Work required:
Retype all material exactly. Pictures stay out of the copy.

>> start

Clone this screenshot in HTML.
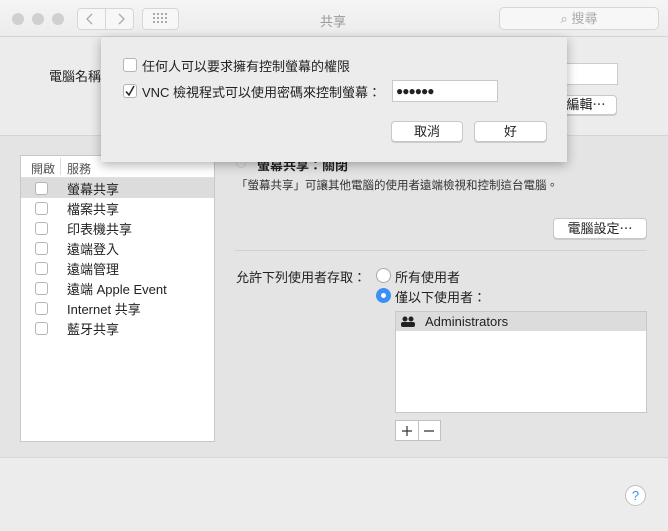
<!DOCTYPE html><html><head><meta charset="utf-8"><style>
*{box-sizing:border-box;margin:0;padding:0}
body{width:668px;height:531px;position:relative;overflow:hidden;background:#ececec;font-family:"Liberation Sans","Noto Sans CJK TC",sans-serif;font-size:13px;color:#222}
.a{position:absolute}
.tb{left:0;top:0;width:668px;height:37px;background:linear-gradient(#f5f5f5,#ececec);border-bottom:1px solid #d4d4d4}
.dot{width:12px;height:12px;border-radius:50%;background:#d0d0d0;top:13px}
.btn{background:#fff;border:1px solid #c8c8c8;border-radius:4px;text-align:center;box-shadow:0 1px 0 #ccc}
.cb{width:13px;height:13px;border:1px solid #b5b5b5;border-radius:3px;background:#fff}
.row{left:0;width:193px;height:20px}
.row .cb{left:14px;top:4px}
.row span{position:absolute;left:46px;top:1px}
</style></head><body>
<div class="a tb"></div>
<div class="a dot" style="left:12px"></div><div class="a dot" style="left:32px"></div><div class="a dot" style="left:52px"></div>
<div class="a" style="left:77px;top:8px;width:57px;height:22px;border:1px solid #d6d6d6;border-radius:4px;background:#f7f7f7"></div>
<div class="a" style="left:105px;top:8px;width:1px;height:22px;background:#d6d6d6"></div>
<svg class="a" style="left:77px;top:8px" width="57" height="22"><path d="M15 6 L10 11 L15 16 M42 6 L47 11 L42 16" stroke="#aaa" stroke-width="1.3" fill="none"/></svg>
<div class="a" style="left:142px;top:8px;width:37px;height:22px;border:1px solid #d6d6d6;border-radius:4px;background:#f7f7f7"></div>
<svg class="a" style="left:153px;top:13px" width="16" height="12"><g fill="#aaa"><rect x="0" y="0" width="2" height="2"/><rect x="4" y="0" width="2" height="2"/><rect x="8" y="0" width="2" height="2"/><rect x="12" y="0" width="2" height="2"/><rect x="0" y="4" width="2" height="2"/><rect x="4" y="4" width="2" height="2"/><rect x="8" y="4" width="2" height="2"/><rect x="12" y="4" width="2" height="2"/><rect x="0" y="8" width="2" height="2"/><rect x="4" y="8" width="2" height="2"/><rect x="8" y="8" width="2" height="2"/><rect x="12" y="8" width="2" height="2"/></g></svg>
<div class="a" style="left:320px;top:11px;color:#999">共享</div>
<div class="a" style="left:499px;top:7px;width:160px;height:23px;border:1px solid #d6d6d6;border-radius:5px;background:#f7f7f7;color:#aaa;text-align:center;line-height:21px">⌕ 搜尋</div>

<div class="a" style="left:49px;top:66px">電腦名稱</div>
<div class="a" style="left:565px;top:63px;width:53px;height:22px;background:#fff;border:1px solid #ccc"></div>
<div class="a btn" style="left:555px;top:95px;width:62px;height:20px;line-height:18px">編輯⋯</div>

<div class="a" style="left:0;top:135px;width:668px;height:323px;background:#e4e4e4;border-top:1px solid #d4d4d4;border-bottom:1px solid #d8d8d8"></div>

<div class="a" style="left:20px;top:155px;width:195px;height:287px;background:#fff;border:1px solid #c8c8c8">
 <div class="a" style="left:0;top:0;width:193px;height:22px;border-bottom:1px solid #e0e0e0;color:#555;font-size:12px"><span class="a" style="left:10px;top:4px">開啟</span><span class="a" style="left:39px;top:2px;width:1px;height:17px;background:#ddd"></span><span class="a" style="left:46px;top:4px">服務</span></div>
 <div class="a row" style="top:22px;background:#dcdcdc"><div class="a cb"></div><span>螢幕共享</span></div>
 <div class="a row" style="top:42px"><div class="a cb"></div><span>檔案共享</span></div>
 <div class="a row" style="top:62px"><div class="a cb"></div><span>印表機共享</span></div>
 <div class="a row" style="top:82px"><div class="a cb"></div><span>遠端登入</span></div>
 <div class="a row" style="top:102px"><div class="a cb"></div><span>遠端管理</span></div>
 <div class="a row" style="top:122px"><div class="a cb"></div><span>遠端 Apple Event</span></div>
 <div class="a row" style="top:142px"><div class="a cb"></div><span>Internet 共享</span></div>
 <div class="a row" style="top:162px"><div class="a cb"></div><span>藍牙共享</span></div>
</div>

<div class="a" style="left:236px;top:158px;width:10px;height:10px;border-radius:50%;border:1px solid #ccc"></div>
<div class="a" style="left:257px;top:155px;font-weight:bold">螢幕共享：關閉</div>
<div class="a" style="left:236px;top:177px;font-size:11.5px;color:#333">「螢幕共享」可讓其他電腦的使用者遠端檢視和控制這台電腦。</div>
<div class="a btn" style="left:553px;top:218px;width:94px;height:21px;line-height:19px">電腦設定⋯</div>
<div class="a" style="left:235px;top:250px;width:412px;height:1px;background:#d0d0d0"></div>
<div class="a" style="left:236px;top:267px">允許下列使用者存取：</div>
<div class="a" style="left:376px;top:268px;width:15px;height:15px;border-radius:50%;border:1px solid #aaa;background:#fff"></div>
<div class="a" style="left:395px;top:267px">所有使用者</div>
<div class="a" style="left:376px;top:288px;width:15px;height:15px;border-radius:50%;background:#3b8ff5"><div class="a" style="left:5px;top:5px;width:5px;height:5px;border-radius:50%;background:#fff"></div></div>
<div class="a" style="left:395px;top:287px">僅以下使用者：</div>
<div class="a" style="left:395px;top:311px;width:252px;height:102px;background:#fff;border:1px solid #c8c8c8">
 <div class="a" style="left:0;top:0;width:250px;height:19px;background:#dcdcdc"></div>
 <svg class="a" style="left:4px;top:4px" width="16" height="12"><g fill="#222"><circle cx="5" cy="3" r="2.5"/><circle cx="11" cy="3" r="2.5"/><rect x="1" y="6" width="8" height="5" rx="2"/><rect x="7" y="6" width="8" height="5" rx="2"/></g></svg>
 <div class="a" style="left:29px;top:2px">Administrators</div>
</div>
<div class="a" style="left:395px;top:420px;width:46px;height:21px;background:#fff;border:1px solid #c0c0c0"><div class="a" style="left:22px;top:0;width:1px;height:19px;background:#c0c0c0"></div>
<svg class="a" style="left:0;top:0" width="44" height="19"><path d="M6 10H16M11 5V15M28 10H38" stroke="#333" stroke-width="1.2"/></svg></div>

<div class="a" style="left:625px;top:485px;width:21px;height:21px;border-radius:50%;background:#fff;border:1px solid #c0c0c0;text-align:center;line-height:19px;color:#3b8ff5;font-size:13px">?</div>

<div class="a" style="left:101px;top:37px;width:466px;height:125px;background:#ececec;box-shadow:0 3px 10px rgba(0,0,0,.3)">
 <div class="a cb" style="left:22px;top:21px;width:14px;height:14px"></div>
 <div class="a" style="left:41px;top:19px">任何人可以要求擁有控制螢幕的權限</div>
 <div class="a cb" style="left:22px;top:47px;width:14px;height:14px"></div>
 <svg class="a" style="left:22px;top:47px" width="14" height="14"><path d="M3 7.5L6 11L11 2" stroke="#222" stroke-width="1.5" fill="none"/></svg>
 <div class="a" style="left:41px;top:45px">VNC 檢視程式可以使用密碼來控制螢幕：</div>
 <div class="a" style="left:291px;top:43px;width:106px;height:22px;background:#fff;border:1px solid #c8c8c8;font-size:12px;line-height:20px;padding-left:3px;letter-spacing:-1px">●●●●●●</div>
 <div class="a btn" style="left:290px;top:84px;width:72px;height:21px;line-height:19px">取消</div>
 <div class="a btn" style="left:373px;top:84px;width:73px;height:21px;line-height:19px">好</div>
</div>
</body></html>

>> end

Written response:
Clone this screenshot in HTML.
<!DOCTYPE html><html><head><meta charset="utf-8"><style>
*{box-sizing:border-box;margin:0;padding:0}
body{width:668px;height:531px;position:relative;overflow:hidden;background:#ececec;font-family:"Liberation Sans","Noto Sans CJK TC",sans-serif;font-size:13px;color:#222}
.a{position:absolute}
.tb{left:0;top:0;width:668px;height:37px;background:linear-gradient(#f5f5f5,#ececec);border-bottom:1px solid #d4d4d4}
.dot{width:12px;height:12px;border-radius:50%;background:#d0d0d0;top:13px}
.btn{background:#fff;border:1px solid #c8c8c8;border-radius:4px;text-align:center;box-shadow:0 1px 0 #ccc}
.cb{width:13px;height:13px;border:1px solid #b5b5b5;border-radius:3px;background:#fff}
.row{left:0;width:193px;height:20px}
.row .cb{left:14px;top:4px}
.row span{position:absolute;left:46px;top:1px}
</style></head><body>
<div class="a tb"></div>
<div class="a dot" style="left:12px"></div><div class="a dot" style="left:32px"></div><div class="a dot" style="left:52px"></div>
<div class="a" style="left:77px;top:8px;width:57px;height:22px;border:1px solid #d6d6d6;border-radius:4px;background:#f7f7f7"></div>
<div class="a" style="left:105px;top:8px;width:1px;height:22px;background:#d6d6d6"></div>
<svg class="a" style="left:77px;top:8px" width="57" height="22"><path d="M15 6 L10 11 L15 16 M42 6 L47 11 L42 16" stroke="#aaa" stroke-width="1.3" fill="none"/></svg>
<div class="a" style="left:142px;top:8px;width:37px;height:22px;border:1px solid #d6d6d6;border-radius:4px;background:#f7f7f7"></div>
<svg class="a" style="left:153px;top:13px" width="16" height="12"><g fill="#aaa"><rect x="0" y="0" width="2" height="2"/><rect x="4" y="0" width="2" height="2"/><rect x="8" y="0" width="2" height="2"/><rect x="12" y="0" width="2" height="2"/><rect x="0" y="4" width="2" height="2"/><rect x="4" y="4" width="2" height="2"/><rect x="8" y="4" width="2" height="2"/><rect x="12" y="4" width="2" height="2"/><rect x="0" y="8" width="2" height="2"/><rect x="4" y="8" width="2" height="2"/><rect x="8" y="8" width="2" height="2"/><rect x="12" y="8" width="2" height="2"/></g></svg>
<div class="a" style="left:320px;top:11px;color:#999">共享</div>
<div class="a" style="left:499px;top:7px;width:160px;height:23px;border:1px solid #d6d6d6;border-radius:5px;background:#f7f7f7;color:#aaa;text-align:center;line-height:21px">⌕ 搜尋</div>

<div class="a" style="left:49px;top:66px">電腦名稱</div>
<div class="a" style="left:565px;top:63px;width:53px;height:22px;background:#fff;border:1px solid #ccc"></div>
<div class="a btn" style="left:555px;top:95px;width:62px;height:20px;line-height:18px">編輯⋯</div>

<div class="a" style="left:0;top:135px;width:668px;height:323px;background:#e4e4e4;border-top:1px solid #d4d4d4;border-bottom:1px solid #d8d8d8"></div>

<div class="a" style="left:20px;top:155px;width:195px;height:287px;background:#fff;border:1px solid #c8c8c8">
 <div class="a" style="left:0;top:0;width:193px;height:22px;border-bottom:1px solid #e0e0e0;color:#555;font-size:12px"><span class="a" style="left:10px;top:4px">開啟</span><span class="a" style="left:39px;top:2px;width:1px;height:17px;background:#ddd"></span><span class="a" style="left:46px;top:4px">服務</span></div>
 <div class="a row" style="top:22px;background:#dcdcdc"><div class="a cb"></div><span>螢幕共享</span></div>
 <div class="a row" style="top:42px"><div class="a cb"></div><span>檔案共享</span></div>
 <div class="a row" style="top:62px"><div class="a cb"></div><span>印表機共享</span></div>
 <div class="a row" style="top:82px"><div class="a cb"></div><span>遠端登入</span></div>
 <div class="a row" style="top:102px"><div class="a cb"></div><span>遠端管理</span></div>
 <div class="a row" style="top:122px"><div class="a cb"></div><span>遠端 Apple Event</span></div>
 <div class="a row" style="top:142px"><div class="a cb"></div><span>Internet 共享</span></div>
 <div class="a row" style="top:162px"><div class="a cb"></div><span>藍牙共享</span></div>
</div>

<div class="a" style="left:236px;top:158px;width:10px;height:10px;border-radius:50%;border:1px solid #ccc"></div>
<div class="a" style="left:257px;top:155px;font-weight:bold">螢幕共享：關閉</div>
<div class="a" style="left:236px;top:177px;font-size:11.5px;color:#333">「螢幕共享」可讓其他電腦的使用者遠端檢視和控制這台電腦。</div>
<div class="a btn" style="left:553px;top:218px;width:94px;height:21px;line-height:19px">電腦設定⋯</div>
<div class="a" style="left:235px;top:250px;width:412px;height:1px;background:#d0d0d0"></div>
<div class="a" style="left:236px;top:267px">允許下列使用者存取：</div>
<div class="a" style="left:376px;top:268px;width:15px;height:15px;border-radius:50%;border:1px solid #aaa;background:#fff"></div>
<div class="a" style="left:395px;top:267px">所有使用者</div>
<div class="a" style="left:376px;top:288px;width:15px;height:15px;border-radius:50%;background:#3b8ff5"><div class="a" style="left:5px;top:5px;width:5px;height:5px;border-radius:50%;background:#fff"></div></div>
<div class="a" style="left:395px;top:287px">僅以下使用者：</div>
<div class="a" style="left:395px;top:311px;width:252px;height:102px;background:#fff;border:1px solid #c8c8c8">
 <div class="a" style="left:0;top:0;width:250px;height:19px;background:#dcdcdc"></div>
 <svg class="a" style="left:4px;top:4px" width="16" height="12"><g fill="#222"><circle cx="5" cy="3" r="2.5"/><circle cx="11" cy="3" r="2.5"/><rect x="1" y="6" width="8" height="5" rx="2"/><rect x="7" y="6" width="8" height="5" rx="2"/></g></svg>
 <div class="a" style="left:29px;top:2px">Administrators</div>
</div>
<div class="a" style="left:395px;top:420px;width:46px;height:21px;background:#fff;border:1px solid #c0c0c0"><div class="a" style="left:22px;top:0;width:1px;height:19px;background:#c0c0c0"></div>
<svg class="a" style="left:0;top:0" width="44" height="19"><path d="M6 10H16M11 5V15M28 10H38" stroke="#333" stroke-width="1.2"/></svg></div>

<div class="a" style="left:625px;top:485px;width:21px;height:21px;border-radius:50%;background:#fff;border:1px solid #c0c0c0;text-align:center;line-height:19px;color:#3b8ff5;font-size:13px">?</div>

<div class="a" style="left:101px;top:37px;width:466px;height:125px;background:#ececec;box-shadow:0 3px 10px rgba(0,0,0,.3)">
 <div class="a cb" style="left:22px;top:21px;width:14px;height:14px"></div>
 <div class="a" style="left:41px;top:19px">任何人可以要求擁有控制螢幕的權限</div>
 <div class="a cb" style="left:22px;top:47px;width:14px;height:14px"></div>
 <svg class="a" style="left:22px;top:47px" width="14" height="14"><path d="M3 7.5L6 11L11 2" stroke="#222" stroke-width="1.5" fill="none"/></svg>
 <div class="a" style="left:41px;top:45px">VNC 檢視程式可以使用密碼來控制螢幕：</div>
 <div class="a" style="left:291px;top:43px;width:106px;height:22px;background:#fff;border:1px solid #c8c8c8;font-size:12px;line-height:20px;padding-left:3px;letter-spacing:-1px">●●●●●●</div>
 <div class="a btn" style="left:290px;top:84px;width:72px;height:21px;line-height:19px">取消</div>
 <div class="a btn" style="left:373px;top:84px;width:73px;height:21px;line-height:19px">好</div>
</div>
</body></html>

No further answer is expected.